• **AIM OF THE EXERCISE**
Reproduce exactly, and nothing else, the lines from the one that contains "Clone this table" through the one that contains "const [mode, setMode]". Leave the pictures out.

• **SUPPLIED INFORMATION**
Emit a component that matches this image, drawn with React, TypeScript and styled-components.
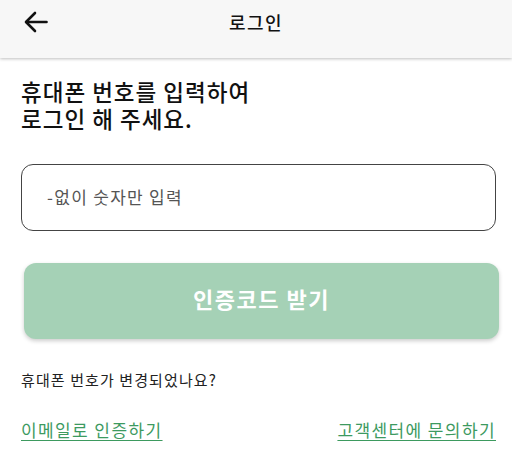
import React from "react";
import styled, { createGlobalStyle } from "styled-components";

const Global = createGlobalStyle`
  html, body { margin: 0; padding: 0; background: #fff; }
  body { font-family: "Noto Sans CJK KR", "Noto Sans", sans-serif; }
  * { box-sizing: border-box; }
`;

const Page = styled.div`
  width: 512px;
  height: 467px;
  display: flex;
  flex-direction: column;
  overflow: hidden;
`;

const Header = styled.header`
  height: 58px;
  background: #f7f7f7;
  box-shadow: 0 1px 3px rgba(0, 0, 0, 0.25);
  display: grid;
  grid-template-columns: 60px 1fr 60px;
  align-items: center;
  position: relative;
  z-index: 1;
`;

const BackButton = styled.button`
  border: none;
  background: none;
  padding: 0 0 14px 24px;
  display: flex;
  align-items: center;
  cursor: pointer;
`;

const Title = styled.h1`
  margin: 0 0 14px;
  text-align: center;
  font-size: 18px;
  font-weight: 500;
  color: #111;
  letter-spacing: 1.5px;
`;

const Body = styled.main`
  display: flex;
  flex-direction: column;
  padding: 20px 16px 0 21px;
`;

const Heading = styled.h2`
  margin: 0;
  font-size: 22.5px;
  font-weight: 500;
  line-height: 27px;
  color: #111;
  letter-spacing: 1px;
`;

const Input = styled.input`
  margin-top: 32px;
  width: 475px;
  height: 67px;
  border: 1px solid #444;
  border-radius: 12px;
  padding: 0 0 2px 25px;
  font-family: inherit;
  font-size: 17px;
  letter-spacing: 1.3px;
  outline: none;
  &::placeholder { color: #555; }
`;

const SubmitButton = styled.button<{ $enabled?: boolean }>`
  margin: 32px 0 0 3px;
  width: 475px;
  height: 76px;
  border: none;
  border-radius: 12px;
  background: ${(p) => (p.$enabled ? "#3d9a5f" : "#a5d1b6")};
  box-shadow: 0 2px 4px rgba(0, 0, 0, 0.2);
  color: #fff;
  font-family: inherit;
  font-size: 22px;
  font-weight: 700;
  padding-bottom: 7px;
  letter-spacing: 1.5px;
`;

const Note = styled.p`
  margin: 30px 0 0;
  font-size: 15px;
  color: #222;
  letter-spacing: 1.1px;
`;

const LinkRow = styled.div`
  margin-top: 27px;
  display: flex;
  justify-content: space-between;
  width: 475px;
`;

const TextLink = styled.a`
  font-size: 17px;
  color: #3d9a5f;
  letter-spacing: 1.4px;
  text-decoration: underline;
  text-underline-offset: 3px;
  text-decoration-thickness: 1px;
`;

export default function App() {
  return (
    <Page>
      <Global />
      <Header>
        <BackButton aria-label="뒤로">
          <svg width="24" height="22" viewBox="0 0 24 22" fill="none" stroke="#111" strokeWidth="2.6" strokeLinecap="round" strokeLinejoin="round">
            <path d="M22.5 11H2.5" />
            <path d="M11 2L2 11l9 9" />
          </svg>
        </BackButton>
        <Title>로그인</Title>
        <div />
      </Header>
      <Body>
        <Heading>
          휴대폰 번호를 입력하여
          <br />
          로그인 해 주세요.
        </Heading>
        <Input placeholder="-없이 숫자만 입력" />
        <SubmitButton>인증코드 받기</SubmitButton>
        <Note>휴대폰 번호가 변경되었나요?</Note>
        <LinkRow>
          <TextLink href="#">이메일로 인증하기</TextLink>
          <TextLink href="#">고객센터에 문의하기</TextLink>
        </LinkRow>
      </Body>
    </Page>
  );
}
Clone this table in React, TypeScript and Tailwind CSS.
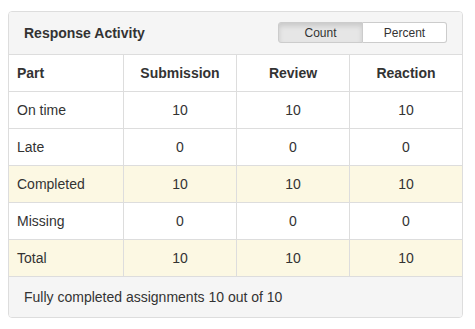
import { useState } from "react"

const rows = [
    { part: 'On time', values: [10, 10, 10], warn: false },
    { part: 'Late', values: [0, 0, 0], warn: false },
    { part: 'Completed', values: [10, 10, 10], warn: true },
    { part: 'Missing', values: [0, 0, 0], warn: false },
    { part: 'Total', values: [10, 10, 10], warn: true },
]

const headers = ['Submission', 'Review', 'Reaction']


const App = () => {

    const [mode, setMode] = useState<'count' | 'percent'>('count')

    return (
        <div className="min-h-screen bg-white pt-[11px] pl-[8px] font-['Liberation_Sans',Arial,sans-serif] text-[14px] text-[#333]">
            <div className="w-[455px] rounded-[4px] border border-[#ddd] overflow-hidden">
                <div className="h-[42px] flex items-center justify-between bg-[#f5f5f5] pl-[15px] pr-[15px]">
                    <h3 className="font-bold text-[14px]">Response Activity</h3>
                    <div className="flex text-[12px] mt-[-1px]">
                        <button
                            onClick={() => setMode('count')}
                            className={`w-[85px] h-[21px] rounded-l-[3px] border border-[#ccc] ${mode === 'count' ? 'bg-[#e6e6e6] shadow-[inset_0_3px_5px_rgba(0,0,0,0.125)]' : 'bg-white'}`}
                        >
                            Count
                        </button>
                        <button
                            onClick={() => setMode('percent')}
                            className={`w-[84px] h-[21px] rounded-r-[3px] border border-l-0 border-[#ccc] ${mode === 'percent' ? 'bg-[#e6e6e6] shadow-[inset_0_3px_5px_rgba(0,0,0,0.125)]' : 'bg-white'}`}
                        >
                            Percent
                        </button>
                    </div>
                </div>

                <div className="flex h-[37px] border-t border-[#ddd] font-bold">
                    <div className="w-[114px] flex items-center px-[8px]">Part</div>
                    {headers.map((head, i) => (
                        <div key={i} className="w-[113px] flex items-center justify-center border-l border-[#ddd]">{head}</div>
                    ))}
                </div>

                {rows.map((row, index) => (
                    <div key={index} className={`flex h-[37px] border-t border-[#ddd] ${row.warn ? 'bg-[#fcf8e3]' : 'bg-white'}`}>
                        <div className="w-[114px] flex items-center px-[8px]">{row.part}</div>
                        {row.values.map((v, i) => (
                            <div key={i} className="w-[113px] flex items-center justify-center border-l border-[#ddd]">{v}</div>
                        ))}
                    </div>
                ))}

                <div className="h-[41px] flex items-center border-t border-[#ddd] bg-[#f5f5f5] px-[15px]">
                    Fully completed assignments 10 out of 10
                </div>
            </div>
        </div>
    )
}

export default App
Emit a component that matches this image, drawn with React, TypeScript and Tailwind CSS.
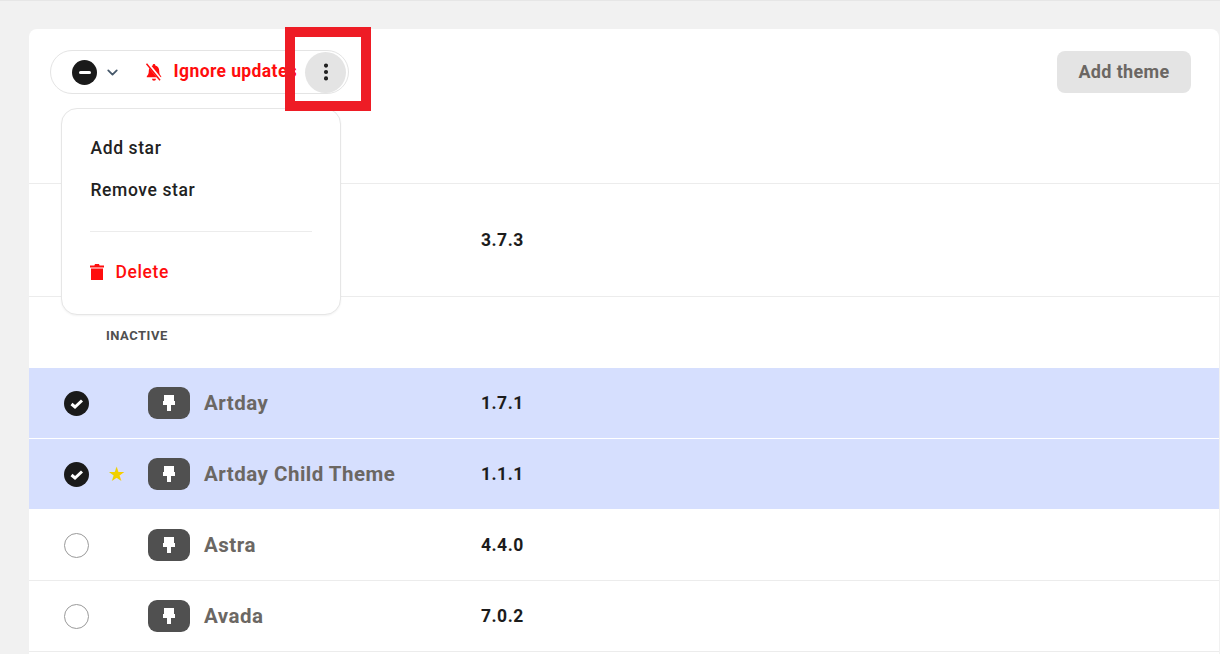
import { ChevronDown, MoreVertical } from 'lucide-react'

const THEMES = [
  { name: 'Artday', version: '1.7.1', selected: true, star: false },
  { name: 'Artday Child Theme', version: '1.1.1', selected: true, star: true },
  { name: 'Astra', version: '4.4.0', selected: false, star: false },
  { name: 'Avada', version: '7.0.2', selected: false, star: false },
]

function BrushIcon() {
  return (
    <div className="flex h-8 w-[42px] shrink-0 items-center justify-center rounded-[9px] bg-[#505050]">
      <svg width="14" height="18" viewBox="0 0 14 18" fill="#fff">
        <path d="M2 1h10v6h1v4H1V7h1zM5 11h4v6H5z" />
      </svg>
    </div>
  )
}

function BellSlash() {
  return (
    <svg width="18" height="18" viewBox="0 0 18 18" className="ml-[24px] shrink-0">
      <path d="M9 1a1.300 1.300 0 0 1 1.300 1.400c2.700.6 3.900 2.700 3.900 5.300 0 3 .8 4.300 2 5.600v1H1.800v-1c1.200-1.300 2-2.600 2-5.600 0-2.600 1.200-4.700 3.900-5.300A1.300 1.300 0 0 1 9 1zM7 15.800h4a2 2 0 0 1-4 0z" fill="#ff0d0d" />
      <path d="M2.500 .500l13 16" stroke="#fff" strokeWidth="3.200" />
      <path d="M1.500 .800l13.500 16.400" stroke="#ff0d0d" strokeWidth="1.500" />
    </svg>
  )
}

function TrashIcon() {
  return (
    <svg width="14" height="16" viewBox="0 0 14 16" fill="#ff0d0d" className="mr-[11.500px] shrink-0">
      <path d="M5 0h4l.6 1.400H14v2H0v-2h4.400zM1 4.500h12V16H1z" />
    </svg>
  )
}

function Check({ selected }: { selected: boolean }) {
  if (!selected) {
    return <div className="h-[25px] w-[25px] rounded-full border border-[#9a9a9a] bg-white" />
  }
  return (
    <div className="flex h-[25px] w-[25px] items-center justify-center rounded-full bg-[#1a1a1a]">
      <svg width="14" height="11" viewBox="0 0 14 11" fill="none" stroke="#fff" strokeWidth="3">
        <path d="M1.500 6l3.500 3 7-6.500" />
      </svg>
    </div>
  )
}

function ThemeRow({ name, version, selected, star }: (typeof THEMES)[number]) {
  return (
    <div
      className={`flex h-[71px] items-center border-b ${
        selected ? 'border-white bg-[#d6dffe]' : 'border-[#ececec] bg-white'
      }`}
    >
      <div className="ml-[35px] w-[40px]">
        <Check selected={selected} />
      </div>
      <div className="w-[44px] pl-[4px] text-[20px] leading-none text-[#f2d000]">{star ? '★' : ''}</div>
      <BrushIcon />
      <div className="ml-[14px] w-[277px] text-[20.500px] font-bold tracking-[0.5px] text-[#6b6763]">{name}</div>
      <div className="text-[17.500px] font-bold tracking-[0.5px] text-[#1c1c1c]">{version}</div>
    </div>
  )
}

export default function App() {
  return (
    <div className="relative h-[654px] overflow-hidden border-t border-[#e6e6e6] bg-[#f1f1f1] pl-[29px] pr-px pt-[28px] font-['Roboto',sans-serif]">
      <div className="h-[625px] rounded-t-lg bg-white">
        {/* Toolbar */}
        <div className="flex h-[155px] items-start justify-between border-b border-[#ececec] pl-[21px] pr-[28px] pt-[21px]">
          <div className="flex h-[44px] w-[299px] items-center rounded-full border border-[#e4e4e4] pl-[21px] pr-[2px]">
            <div className="flex h-[25px] w-[25px] shrink-0 items-center justify-center rounded-full bg-[#1a1a1a]">
              <div className="h-[3px] w-[12px] rounded-sm bg-white" />
            </div>
            <ChevronDown className="ml-[6.500px] h-[17px] w-[17px] shrink-0 text-[#46586a]" strokeWidth={2.500} />
            <BellSlash />
            <span className="ml-[11px] whitespace-nowrap pb-[2px] text-[17.500px] font-bold tracking-[0.4px] text-[#ff0d0d]">Ignore updates</span>
            <div className="relative z-10 ml-auto flex h-[41px] w-[41px] shrink-0 items-center justify-center rounded-full bg-[#e4e4e4]">
              <MoreVertical className="h-[22px] w-[22px] text-[#1a1a1a]" strokeWidth={2.500} />
            </div>
          </div>
          <button className="mt-px h-[42px] w-[134px] rounded-lg bg-[#e4e4e4] pb-[2px] text-[18px] font-bold tracking-[0.35px] text-[#6b6763]">
            Add theme
          </button>
        </div>

        {/* Active theme row sits behind the menu */}
        <div className="flex h-[113px] items-center border-b border-[#ececec] pl-[452px]">
          <span className="text-[17.500px] font-bold tracking-[0.5px] text-[#1c1c1c]">3.7.3</span>
        </div>

        <div className="flex h-[71px] items-center pl-[77px] pt-[6px] text-[13px] font-bold tracking-[0.5px] text-[#4f4f4f]">INACTIVE</div>

        {THEMES.map((t) => (
          <ThemeRow key={t.name} {...t} />
        ))}
      </div>

      {/* Dropdown menu */}
      <div className="absolute left-[61px] top-[107px] z-10 h-[207px] w-[280px] rounded-2xl border border-[#e6e6e6] bg-white pl-[28px] pr-[29px] pt-[28px] shadow-[0_1px_2px_rgba(0,0,0,0.05)]">
        <div className="pl-[0.500px] text-[17.500px] font-medium leading-[22px] tracking-[0.6px] text-[#222]">Add star</div>
        <div className="mt-[20px] pl-[0.500px] text-[17.500px] font-medium leading-[22px] tracking-[0.6px] text-[#222]">Remove star</div>
        <div className="mt-[30px] h-px w-[222px] bg-[#ececec]" />
        <div className="mt-[29px] flex items-center text-[17.500px] font-medium leading-[22px] tracking-[0.6px] text-[#ff0d0d]">
          <TrashIcon />
          Delete
        </div>
      </div>

      {/* Annotation box */}
      <div className="absolute left-[285px] top-[26px] z-20 h-[84px] w-[86px] border-[10px] border-[#ee1c25]" />
    </div>
  )
}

• **RESPONSE TO THIS TASK**
Clone this table in React, TypeScript and Tailwind CSS.
import { useState } from "react"

const rows = [
    { part: 'On time', values: [10, 10, 10], warn: false },
    { part: 'Late', values: [0, 0, 0], warn: false },
    { part: 'Completed', values: [10, 10, 10], warn: true },
    { part: 'Missing', values: [0, 0, 0], warn: false },
    { part: 'Total', values: [10, 10, 10], warn: true },
]

const headers = ['Submission', 'Review', 'Reaction']


const App = () => {

    const [mode, setMode] = useState<'count' | 'percent'>('count')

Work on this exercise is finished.